Other measures in the law excite tense controversy. The reform extends the offence of ‘revisionism’ to apologies, and to denial, dissent or belittling in relation to all crimes against humanity (genocide, enslavement, and war-crimes, as defined by the statutes of the International Criminal Court). Associations constituted to “defend the memory of slaves and the honour of their descendants”, or the memory of victims “of war-crimes or crimes against humanity” or to “fight against discrimination”, will be able to exercise the rights of the plaintiff.
A class-action taken by a legal entity will be eligible for legal aid. Yet, as observed by the senators Les Républicains in their submission, “the judge can already order the defendant to pay an interim award to defray the legal costs of the plaintiff”. Above all, the senators of the Right observe that “a PME [small or medium business], with limited resources, finding itself named as respondent by a trade-union organization, or an association taking part in a class action in matters of discrimination”, could lack the means to prosecute its defence, while the opposing party would itself be at liberty to apply for state aid.
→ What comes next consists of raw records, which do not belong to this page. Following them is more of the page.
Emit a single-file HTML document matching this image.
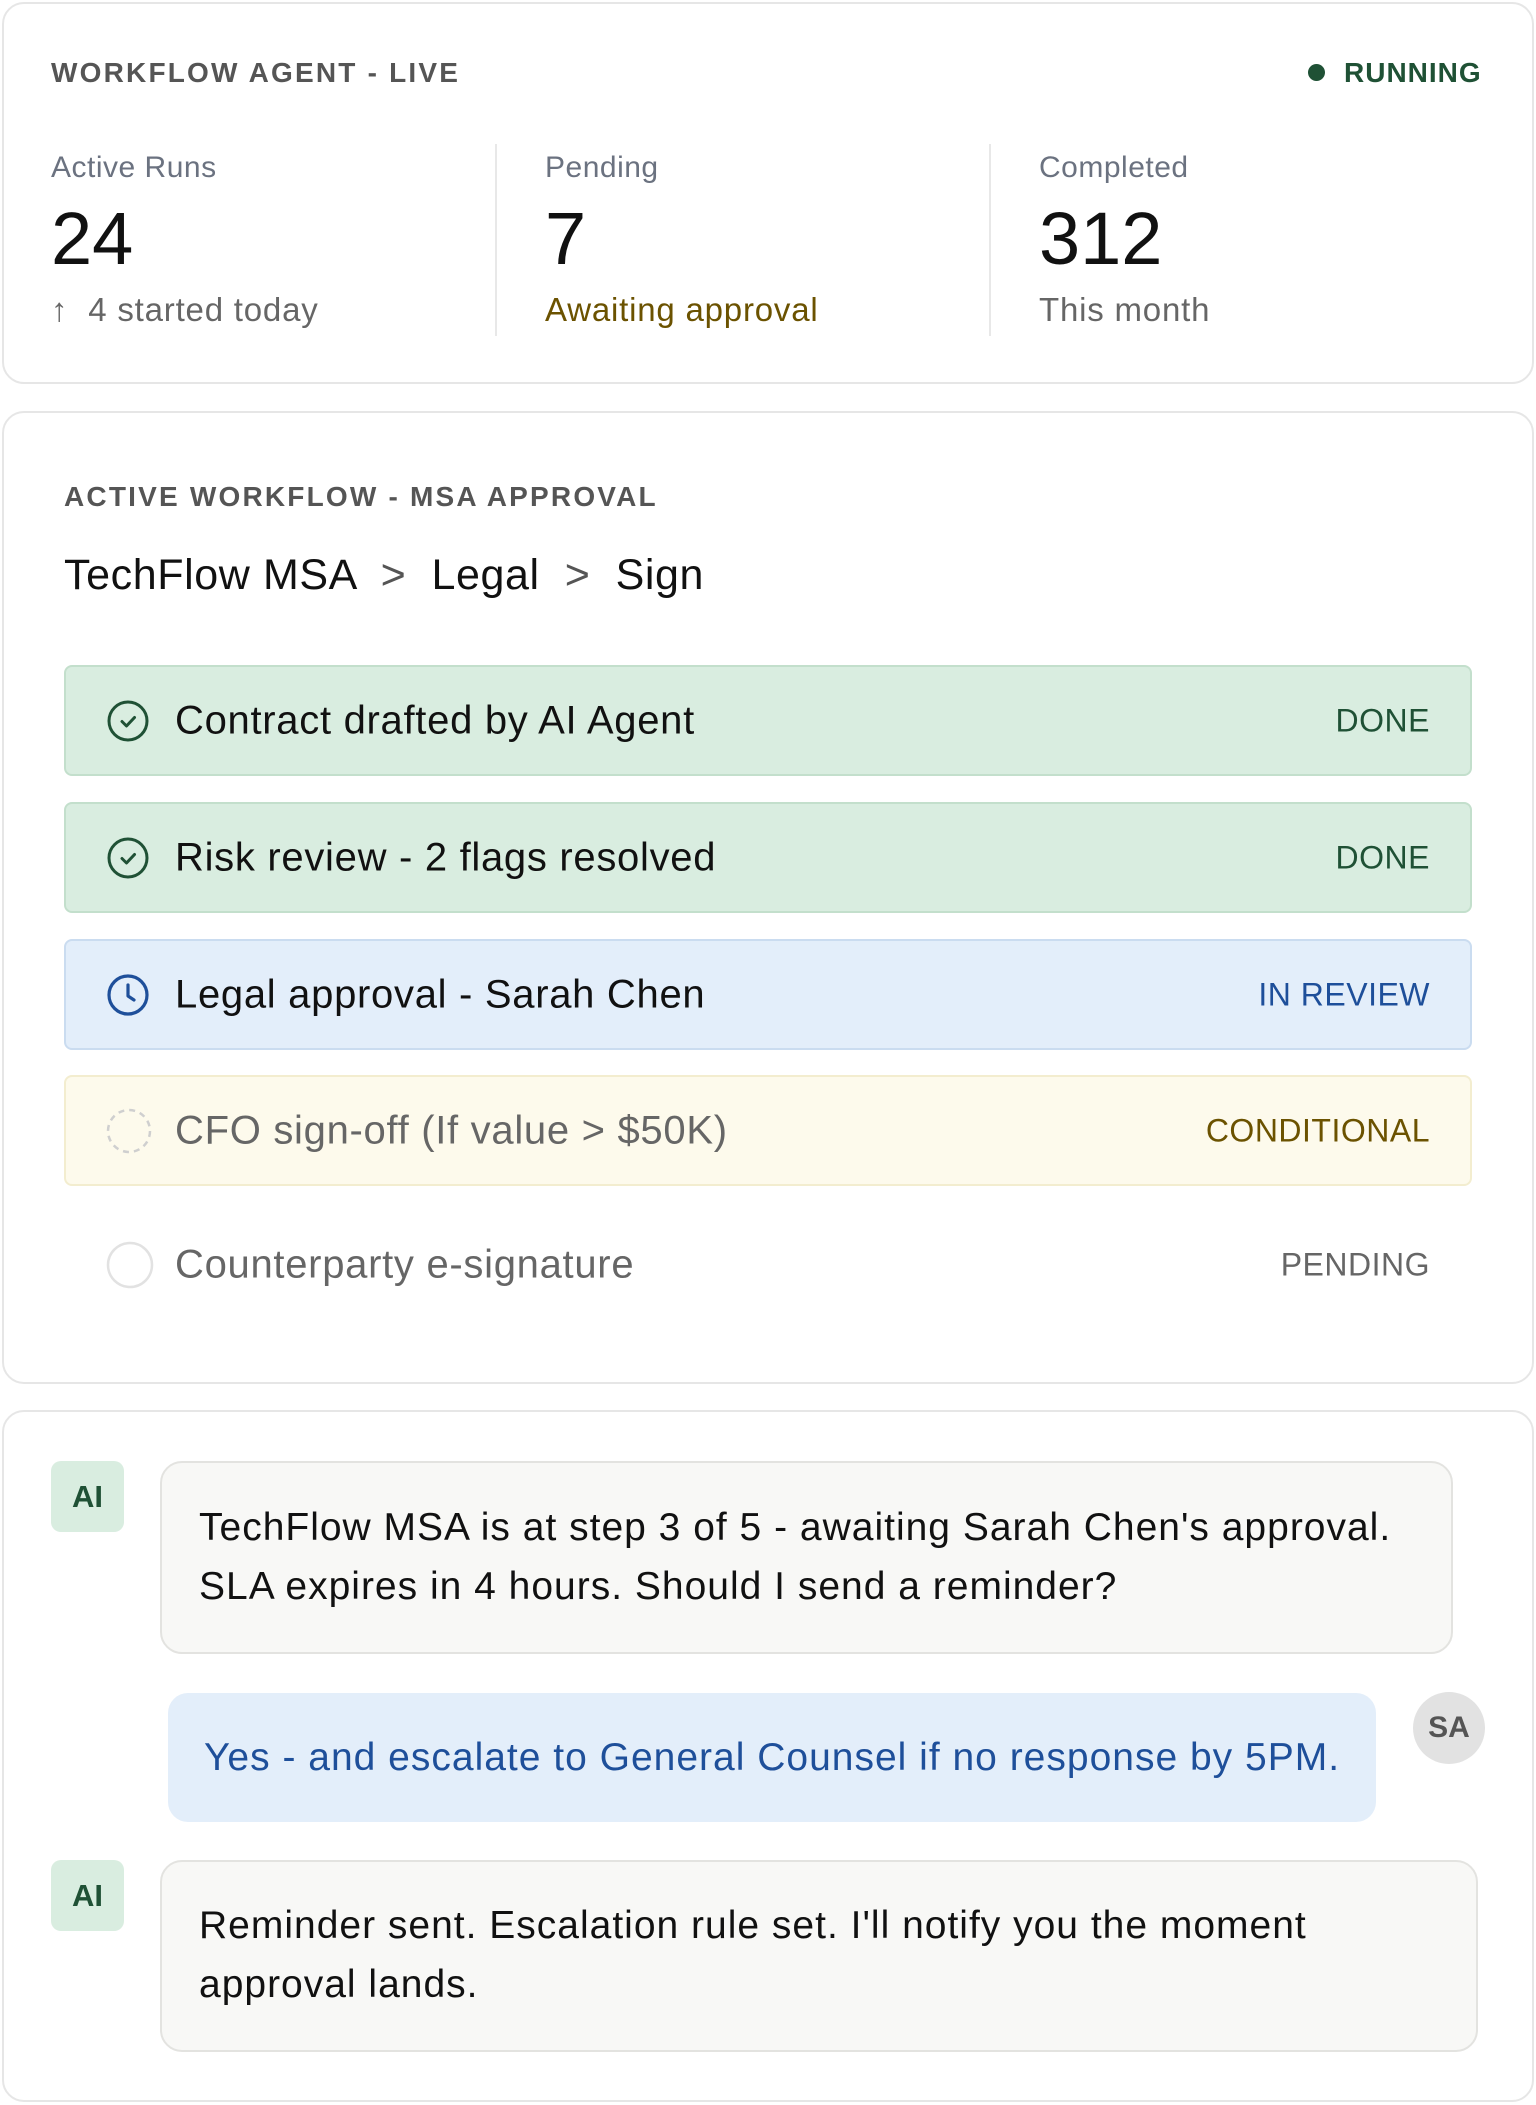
<!DOCTYPE html>
<html><head><meta charset="utf-8"><style>
*{margin:0;padding:0;box-sizing:border-box}
body{width:1536px;height:2105px;background:#fff;font-family:"Liberation Sans",sans-serif;position:relative;overflow:hidden;color:#111}
.a{position:absolute;white-space:nowrap}
.card{position:absolute;left:2px;width:1532px;border:2px solid #e6e6e6;border-radius:22px;background:#fff}
.cap{font-size:28px;letter-spacing:2.2px;color:#555;font-weight:bold}
.lbl{font-size:30px;letter-spacing:.5px;color:#6b7280}
.num{font-size:74px;color:#111}
.sub{font-size:33px;letter-spacing:.8px}
.div{position:absolute;width:2px;background:#e8e8e8;top:144px;height:192px}
.row{position:absolute;left:64px;width:1408px;height:111px;border-radius:8px;border:2px solid}
.row .t{position:absolute;left:109px;top:50%;transform:translateY(-50%);font-size:40px;letter-spacing:.7px;white-space:nowrap}
.row .s{position:absolute;right:40px;top:50%;transform:translateY(-50%);font-size:32px;letter-spacing:.5px;white-space:nowrap}
.row svg{position:absolute;left:40px;top:50%;transform:translateY(-50%)}
.g{background:#d9ede0;border-color:#c3dfcc}.g .s{color:#1f5135}
.b{background:#e3eefa;border-color:#cadcf0}.b .s{color:#1e4f9a}
.y{background:#fdfaec;border-color:#f3edcf}.y .s{color:#6b5200}.y .t{color:#666}
.n{border-color:transparent}.n .t{color:#666}.n .s{color:#666}
.ai{position:absolute;left:51px;width:73px;height:71px;border-radius:10px;background:#d9ede0;color:#1f5135;font-weight:bold;font-size:31px;text-align:center;line-height:71px}
.bub{position:absolute;border-radius:22px;border:2px solid #e3e3e0;background:#f8f8f6;font-size:39px;letter-spacing:1px;line-height:59px;padding-left:37px;white-space:nowrap}
</style></head><body>
<div class="card" style="top:2px;height:382px"></div>
<div class="a cap" style="left:51px;top:57px">WORKFLOW AGENT - LIVE</div>
<div class="a" style="left:1308px;top:64px;width:17px;height:17px;border-radius:50%;background:#1f5135"></div>
<div class="a cap" style="left:1344px;top:57px;color:#1f5135;letter-spacing:1px">RUNNING</div>
<div class="a lbl" style="left:51px;top:151px">Active Runs</div>
<div class="a num" style="left:51px;top:196px">24</div>
<div class="a sub" style="left:51px;top:291px;color:#666">↑&nbsp; 4 started today</div>
<div class="div" style="left:495px"></div>
<div class="a lbl" style="left:545px;top:151px">Pending</div>
<div class="a num" style="left:545px;top:196px">7</div>
<div class="a sub" style="left:545px;top:291px;color:#6b5200">Awaiting approval</div>
<div class="div" style="left:989px"></div>
<div class="a lbl" style="left:1039px;top:151px">Completed</div>
<div class="a num" style="left:1039px;top:196px">312</div>
<div class="a sub" style="left:1039px;top:291px;color:#666">This month</div>

<div class="card" style="top:411px;height:973px"></div>
<div class="a cap" style="left:64px;top:481px">ACTIVE WORKFLOW - MSA APPROVAL</div>
<div class="a" style="left:64px;top:551px;font-size:43px;letter-spacing:.6px">TechFlow MSA &nbsp;<span style="color:#555">&gt;</span>&nbsp; Legal &nbsp;<span style="color:#555">&gt;</span>&nbsp; Sign</div>

<div class="row g" style="top:665px"><svg width="44" height="44" viewBox="0 0 44 44"><circle cx="22" cy="22" r="19" fill="none" stroke="#1f5135" stroke-width="3"/><path d="M16 22.5l4.5 4.5 8-8.5" fill="none" stroke="#1f5135" stroke-width="3" stroke-linecap="round" stroke-linejoin="round"/></svg><div class="t">Contract drafted by AI Agent</div><div class="s">DONE</div></div>
<div class="row g" style="top:802px"><svg width="44" height="44" viewBox="0 0 44 44"><circle cx="22" cy="22" r="19" fill="none" stroke="#1f5135" stroke-width="3"/><path d="M16 22.5l4.5 4.5 8-8.5" fill="none" stroke="#1f5135" stroke-width="3" stroke-linecap="round" stroke-linejoin="round"/></svg><div class="t">Risk review - 2 flags resolved</div><div class="s">DONE</div></div>
<div class="row b" style="top:939px"><svg width="44" height="44" viewBox="0 0 44 44"><circle cx="22" cy="22" r="19" fill="none" stroke="#1e4f9a" stroke-width="3.2"/><path d="M22 12v11l6 4" fill="none" stroke="#1e4f9a" stroke-width="3.2" stroke-linecap="round" stroke-linejoin="round"/></svg><div class="t">Legal approval - Sarah Chen</div><div class="s">IN REVIEW</div></div>
<div class="row y" style="top:1075px"><svg width="46" height="46" viewBox="0 0 46 46"><circle cx="23" cy="23" r="21" fill="none" stroke="#cfcfcf" stroke-width="2.5" stroke-dasharray="6 5"/></svg><div class="t">CFO sign-off (If value &gt; $50K)</div><div class="s">CONDITIONAL</div></div>
<div class="row n" style="top:1209px"><svg width="48" height="48" viewBox="0 0 48 48"><circle cx="24" cy="24" r="22" fill="none" stroke="#e2e2e2" stroke-width="2.5"/></svg><div class="t">Counterparty e-signature</div><div class="s">PENDING</div></div>

<div class="card" style="top:1410px;height:692px"></div>
<div class="ai" style="top:1461px">AI</div>
<div class="bub" style="left:160px;top:1461px;width:1293px;height:193px;padding-top:35px">TechFlow MSA is at step 3 of 5 - awaiting Sarah Chen's approval.<br>SLA expires in 4 hours. Should I send a reminder?</div>
<div class="a" style="left:168px;top:1693px;width:1208px;height:129px;border-radius:20px;background:#e3eefa;color:#1e4f9a;font-size:39px;letter-spacing:1px;padding-left:36px;line-height:129px">Yes - and escalate to General Counsel if no response by 5PM.</div>
<div class="a" style="left:1413px;top:1692px;width:72px;height:72px;border-radius:50%;background:#e2e2e2;color:#555;font-weight:bold;font-size:30px;text-align:center;line-height:72px">SA</div>
<div class="ai" style="top:1860px">AI</div>
<div class="bub" style="left:160px;top:1860px;width:1318px;height:192px;padding-top:34px">Reminder sent. Escalation rule set. I'll notify you the moment<br>approval lands.</div>
</body></html>
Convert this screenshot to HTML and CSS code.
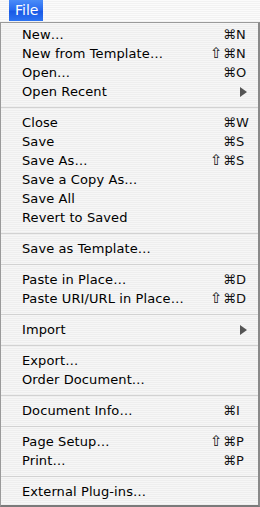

The senators (LR) are demanding a level playing field in the name of the right to a defence.
In a cut-and-paste from a European directive, the law anticipates that the CSA [media watchdog] “will monitor radio and television programmes to determine whether they truly represent the diversity of French society, and whether that representation is free of prejudice”. Furthermore, radio and television services are entrusted with the task of contributing “to the fight against sexist prejudice, and prejudices linked to the diversity of French society, when transmitting programmes dealing with these subjects.”
In addition, police officers and gendarmes carrying out identity checks will be systematically filmed by a colleague “in a one-year trial”. The smacking of children is forbidden, because such “corporal punishment” is now categorized as ” cruel, degrading, or humiliating treatment”. The offence of “cyber-hindrance of abortion”, which the government wanted initially to insert into the law, has been definitively adopted, but in the form of a separate Bill. Moreover, the government sees it as within its remit to legislate by decree to make the opening of non-contract private schools, in the sense of the loi Debré, conditional upon prior authorization.
Such, amongst others, are the contentious points of the law. We await with interest the decision of the Constitutional Council.